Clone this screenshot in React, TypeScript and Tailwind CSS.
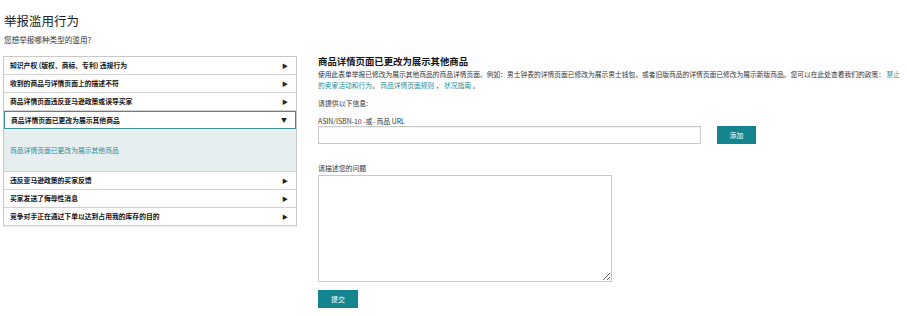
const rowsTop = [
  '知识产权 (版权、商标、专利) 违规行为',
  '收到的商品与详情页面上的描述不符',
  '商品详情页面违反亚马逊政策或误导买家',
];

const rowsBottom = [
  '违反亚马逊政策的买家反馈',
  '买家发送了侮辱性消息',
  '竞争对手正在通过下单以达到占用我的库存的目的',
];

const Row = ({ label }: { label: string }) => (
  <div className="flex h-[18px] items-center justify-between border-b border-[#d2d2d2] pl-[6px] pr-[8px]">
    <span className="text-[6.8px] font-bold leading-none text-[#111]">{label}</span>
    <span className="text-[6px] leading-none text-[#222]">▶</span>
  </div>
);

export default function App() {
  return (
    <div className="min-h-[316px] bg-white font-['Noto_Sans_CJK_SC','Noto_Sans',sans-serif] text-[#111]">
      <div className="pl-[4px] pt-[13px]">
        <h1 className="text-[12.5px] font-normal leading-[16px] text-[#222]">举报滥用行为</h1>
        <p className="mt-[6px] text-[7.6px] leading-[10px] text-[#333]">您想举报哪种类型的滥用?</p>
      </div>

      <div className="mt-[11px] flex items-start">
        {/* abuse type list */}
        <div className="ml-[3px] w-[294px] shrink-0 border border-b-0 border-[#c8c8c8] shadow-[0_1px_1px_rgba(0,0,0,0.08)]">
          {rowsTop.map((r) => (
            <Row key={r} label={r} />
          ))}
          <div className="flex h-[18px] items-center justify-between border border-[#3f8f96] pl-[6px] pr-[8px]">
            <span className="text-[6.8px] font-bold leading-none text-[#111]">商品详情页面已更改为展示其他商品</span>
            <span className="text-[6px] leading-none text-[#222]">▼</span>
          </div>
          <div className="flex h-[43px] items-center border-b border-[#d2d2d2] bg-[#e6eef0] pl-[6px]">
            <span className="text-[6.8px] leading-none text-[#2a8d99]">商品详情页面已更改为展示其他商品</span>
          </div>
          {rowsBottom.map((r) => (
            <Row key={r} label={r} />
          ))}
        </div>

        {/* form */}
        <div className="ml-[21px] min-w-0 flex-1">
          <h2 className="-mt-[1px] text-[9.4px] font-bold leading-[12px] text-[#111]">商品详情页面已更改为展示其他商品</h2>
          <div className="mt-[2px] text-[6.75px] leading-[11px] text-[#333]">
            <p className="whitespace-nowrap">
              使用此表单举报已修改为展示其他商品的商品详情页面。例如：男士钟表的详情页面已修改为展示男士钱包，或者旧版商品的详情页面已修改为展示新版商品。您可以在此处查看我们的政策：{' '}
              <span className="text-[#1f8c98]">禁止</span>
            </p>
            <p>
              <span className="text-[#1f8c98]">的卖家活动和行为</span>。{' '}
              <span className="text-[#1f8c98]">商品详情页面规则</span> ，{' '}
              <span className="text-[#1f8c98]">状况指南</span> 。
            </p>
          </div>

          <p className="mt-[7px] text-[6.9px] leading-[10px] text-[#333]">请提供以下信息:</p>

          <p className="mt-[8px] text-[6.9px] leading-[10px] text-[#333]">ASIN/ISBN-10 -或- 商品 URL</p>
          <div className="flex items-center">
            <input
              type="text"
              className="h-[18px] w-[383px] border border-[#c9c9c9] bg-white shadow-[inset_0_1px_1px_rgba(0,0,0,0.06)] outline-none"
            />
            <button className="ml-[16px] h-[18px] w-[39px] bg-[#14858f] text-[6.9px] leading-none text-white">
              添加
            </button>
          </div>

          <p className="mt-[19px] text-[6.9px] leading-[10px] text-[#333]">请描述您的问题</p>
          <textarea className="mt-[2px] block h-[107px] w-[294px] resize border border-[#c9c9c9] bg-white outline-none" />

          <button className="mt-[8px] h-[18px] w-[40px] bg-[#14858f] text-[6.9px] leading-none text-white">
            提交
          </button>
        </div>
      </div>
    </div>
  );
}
---*---
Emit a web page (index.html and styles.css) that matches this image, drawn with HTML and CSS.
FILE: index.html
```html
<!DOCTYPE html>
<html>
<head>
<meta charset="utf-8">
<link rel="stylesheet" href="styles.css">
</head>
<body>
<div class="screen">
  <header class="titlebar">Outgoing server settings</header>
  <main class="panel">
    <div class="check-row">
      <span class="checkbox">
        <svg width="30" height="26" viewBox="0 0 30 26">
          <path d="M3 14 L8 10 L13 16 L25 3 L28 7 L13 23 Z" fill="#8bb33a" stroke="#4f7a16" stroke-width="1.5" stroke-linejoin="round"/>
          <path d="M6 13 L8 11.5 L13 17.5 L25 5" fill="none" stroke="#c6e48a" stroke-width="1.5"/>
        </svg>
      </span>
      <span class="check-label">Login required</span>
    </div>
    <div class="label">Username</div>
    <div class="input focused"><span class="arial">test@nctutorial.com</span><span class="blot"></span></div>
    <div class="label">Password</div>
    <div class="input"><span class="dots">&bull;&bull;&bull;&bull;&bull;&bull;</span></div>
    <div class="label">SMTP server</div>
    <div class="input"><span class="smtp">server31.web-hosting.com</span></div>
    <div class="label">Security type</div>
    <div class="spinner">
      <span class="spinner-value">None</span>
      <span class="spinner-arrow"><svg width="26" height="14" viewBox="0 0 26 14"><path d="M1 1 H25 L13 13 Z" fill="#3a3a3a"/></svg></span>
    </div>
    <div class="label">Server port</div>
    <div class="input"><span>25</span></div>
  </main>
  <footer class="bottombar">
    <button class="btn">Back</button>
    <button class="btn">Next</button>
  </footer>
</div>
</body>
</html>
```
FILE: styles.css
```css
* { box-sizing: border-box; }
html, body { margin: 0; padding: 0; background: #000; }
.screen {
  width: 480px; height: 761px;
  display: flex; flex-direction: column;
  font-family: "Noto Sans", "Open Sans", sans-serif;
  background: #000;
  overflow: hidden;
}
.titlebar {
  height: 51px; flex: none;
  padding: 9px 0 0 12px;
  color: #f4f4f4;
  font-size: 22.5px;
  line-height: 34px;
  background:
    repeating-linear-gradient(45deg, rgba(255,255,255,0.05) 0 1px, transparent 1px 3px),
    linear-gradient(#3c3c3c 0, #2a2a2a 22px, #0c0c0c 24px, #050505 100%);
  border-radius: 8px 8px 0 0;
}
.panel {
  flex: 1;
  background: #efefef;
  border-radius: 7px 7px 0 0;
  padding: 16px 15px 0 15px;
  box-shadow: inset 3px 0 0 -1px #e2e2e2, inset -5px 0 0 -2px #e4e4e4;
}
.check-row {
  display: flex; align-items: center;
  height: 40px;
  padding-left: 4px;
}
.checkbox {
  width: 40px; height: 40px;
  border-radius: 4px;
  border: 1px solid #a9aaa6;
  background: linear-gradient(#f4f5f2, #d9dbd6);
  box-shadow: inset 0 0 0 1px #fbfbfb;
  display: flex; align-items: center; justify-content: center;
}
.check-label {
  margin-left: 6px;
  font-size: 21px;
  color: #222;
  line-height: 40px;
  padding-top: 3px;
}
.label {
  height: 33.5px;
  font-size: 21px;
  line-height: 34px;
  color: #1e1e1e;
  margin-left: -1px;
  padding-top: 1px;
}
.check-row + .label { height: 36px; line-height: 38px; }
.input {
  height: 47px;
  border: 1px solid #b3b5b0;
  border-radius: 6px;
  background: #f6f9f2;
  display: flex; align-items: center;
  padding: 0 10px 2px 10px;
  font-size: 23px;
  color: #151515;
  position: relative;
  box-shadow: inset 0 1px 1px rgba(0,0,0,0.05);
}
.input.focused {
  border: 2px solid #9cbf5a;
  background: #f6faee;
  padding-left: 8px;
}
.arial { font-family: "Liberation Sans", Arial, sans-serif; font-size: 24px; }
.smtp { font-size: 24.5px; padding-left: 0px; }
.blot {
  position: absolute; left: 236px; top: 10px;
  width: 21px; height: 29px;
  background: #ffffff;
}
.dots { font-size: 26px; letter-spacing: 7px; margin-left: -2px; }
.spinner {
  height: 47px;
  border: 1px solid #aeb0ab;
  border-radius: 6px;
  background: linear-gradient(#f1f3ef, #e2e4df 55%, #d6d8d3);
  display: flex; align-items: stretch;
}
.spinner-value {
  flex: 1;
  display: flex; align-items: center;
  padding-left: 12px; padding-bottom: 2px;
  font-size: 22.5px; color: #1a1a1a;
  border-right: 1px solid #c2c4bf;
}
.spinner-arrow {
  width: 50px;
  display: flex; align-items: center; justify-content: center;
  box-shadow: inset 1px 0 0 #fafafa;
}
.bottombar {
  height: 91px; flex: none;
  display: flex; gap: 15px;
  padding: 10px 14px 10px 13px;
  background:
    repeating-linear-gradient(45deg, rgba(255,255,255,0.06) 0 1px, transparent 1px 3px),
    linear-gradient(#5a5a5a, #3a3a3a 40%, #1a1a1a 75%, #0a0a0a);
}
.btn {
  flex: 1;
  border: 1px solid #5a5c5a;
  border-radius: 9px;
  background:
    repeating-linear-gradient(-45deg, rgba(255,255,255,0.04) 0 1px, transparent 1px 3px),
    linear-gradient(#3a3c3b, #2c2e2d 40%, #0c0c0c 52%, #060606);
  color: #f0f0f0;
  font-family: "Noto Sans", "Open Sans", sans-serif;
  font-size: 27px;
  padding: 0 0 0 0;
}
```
---*---
What to work on — Search the data above for the string "styles" and copy each line that has it.

Answer for the task —
Emit a web page (index.html and styles.css) that matches this image, drawn with HTML and CSS.
<link rel="stylesheet" href="styles.css">
FILE: styles.css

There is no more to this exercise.